WORK TO COMPLETE
Look through the records that follow. Copy every line containing the word "this".

EXERCISE INPUTS
☆ ☆ ☆
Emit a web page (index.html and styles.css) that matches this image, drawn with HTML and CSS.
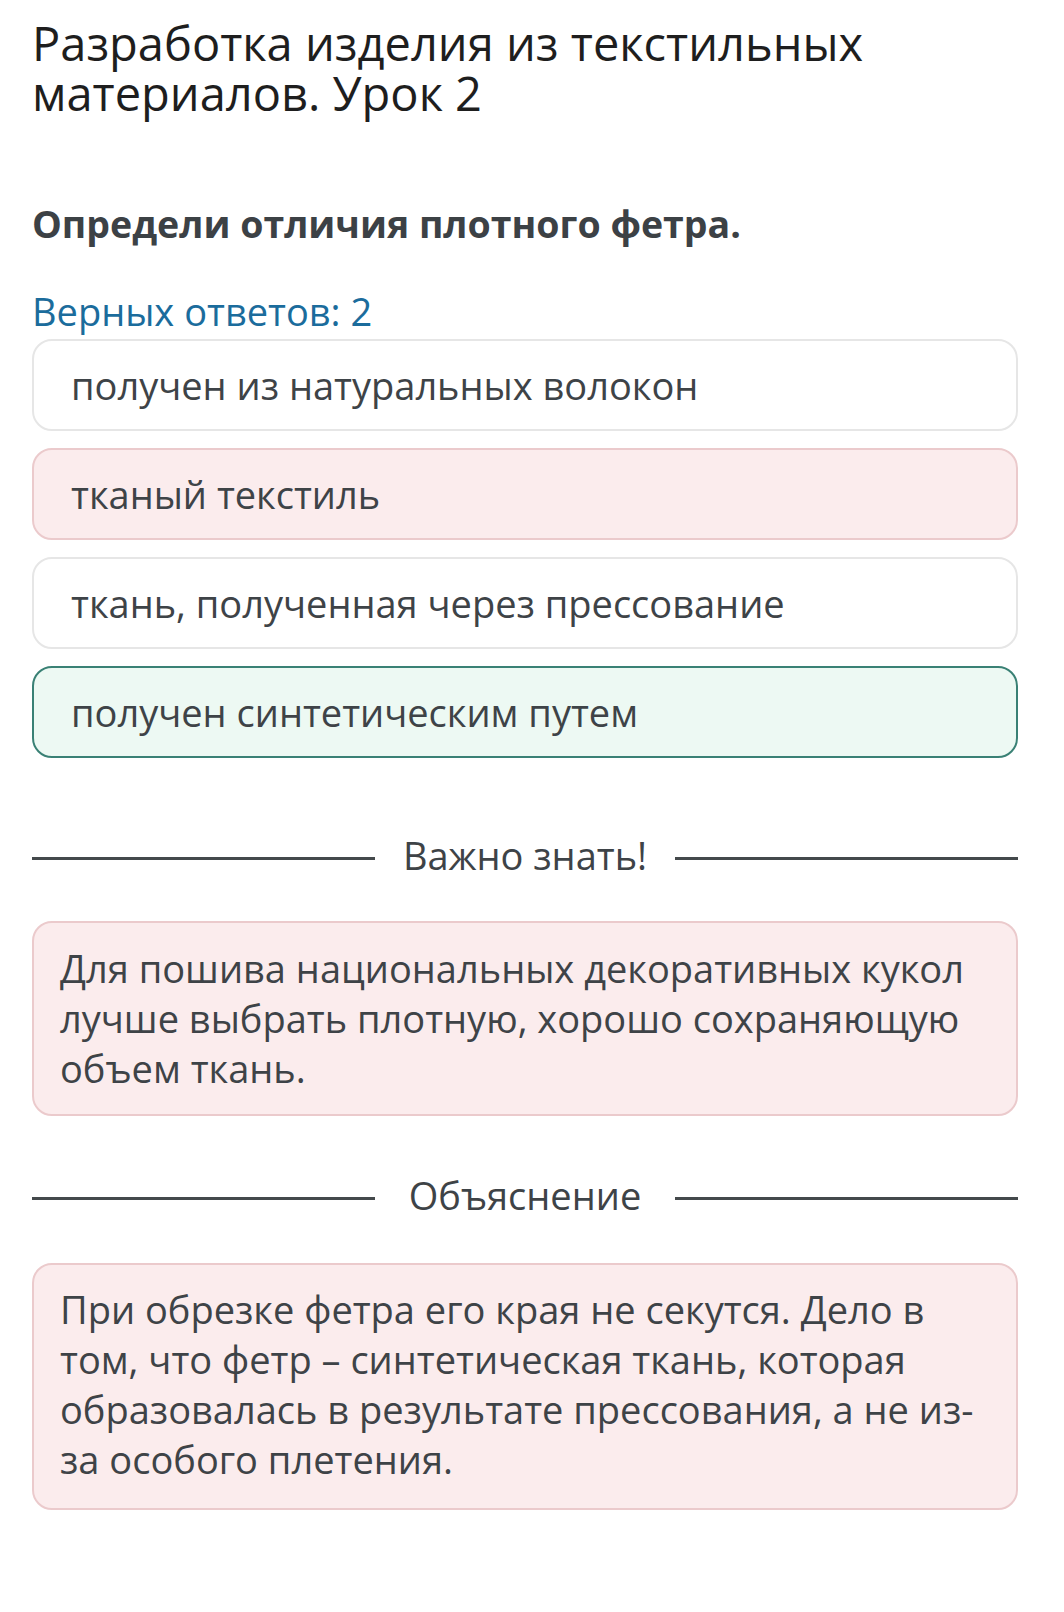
☆ ☆ ☆
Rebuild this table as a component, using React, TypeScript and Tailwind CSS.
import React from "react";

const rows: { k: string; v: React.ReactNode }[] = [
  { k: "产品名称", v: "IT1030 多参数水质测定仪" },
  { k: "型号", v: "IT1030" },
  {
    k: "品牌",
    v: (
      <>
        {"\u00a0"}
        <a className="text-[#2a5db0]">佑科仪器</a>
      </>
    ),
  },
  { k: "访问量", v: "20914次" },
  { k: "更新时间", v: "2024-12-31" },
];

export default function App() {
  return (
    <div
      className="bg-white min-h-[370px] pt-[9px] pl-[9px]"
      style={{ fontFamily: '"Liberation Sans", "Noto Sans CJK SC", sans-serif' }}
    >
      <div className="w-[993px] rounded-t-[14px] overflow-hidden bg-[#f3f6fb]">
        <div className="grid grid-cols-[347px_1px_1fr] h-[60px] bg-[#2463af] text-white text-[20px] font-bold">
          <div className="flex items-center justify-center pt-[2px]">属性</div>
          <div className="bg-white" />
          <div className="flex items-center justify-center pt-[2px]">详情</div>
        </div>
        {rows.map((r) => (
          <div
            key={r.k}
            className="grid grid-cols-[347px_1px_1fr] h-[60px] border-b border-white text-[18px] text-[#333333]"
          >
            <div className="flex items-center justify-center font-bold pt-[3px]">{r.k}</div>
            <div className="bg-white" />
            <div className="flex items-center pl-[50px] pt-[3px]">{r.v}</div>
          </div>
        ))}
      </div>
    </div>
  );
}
☆ ☆ ☆
COMPLETE RESPONSE
Emit a web page (index.html and styles.css) that matches this image, drawn with HTML and CSS.
Rebuild this table as a component, using React, TypeScript and Tailwind CSS.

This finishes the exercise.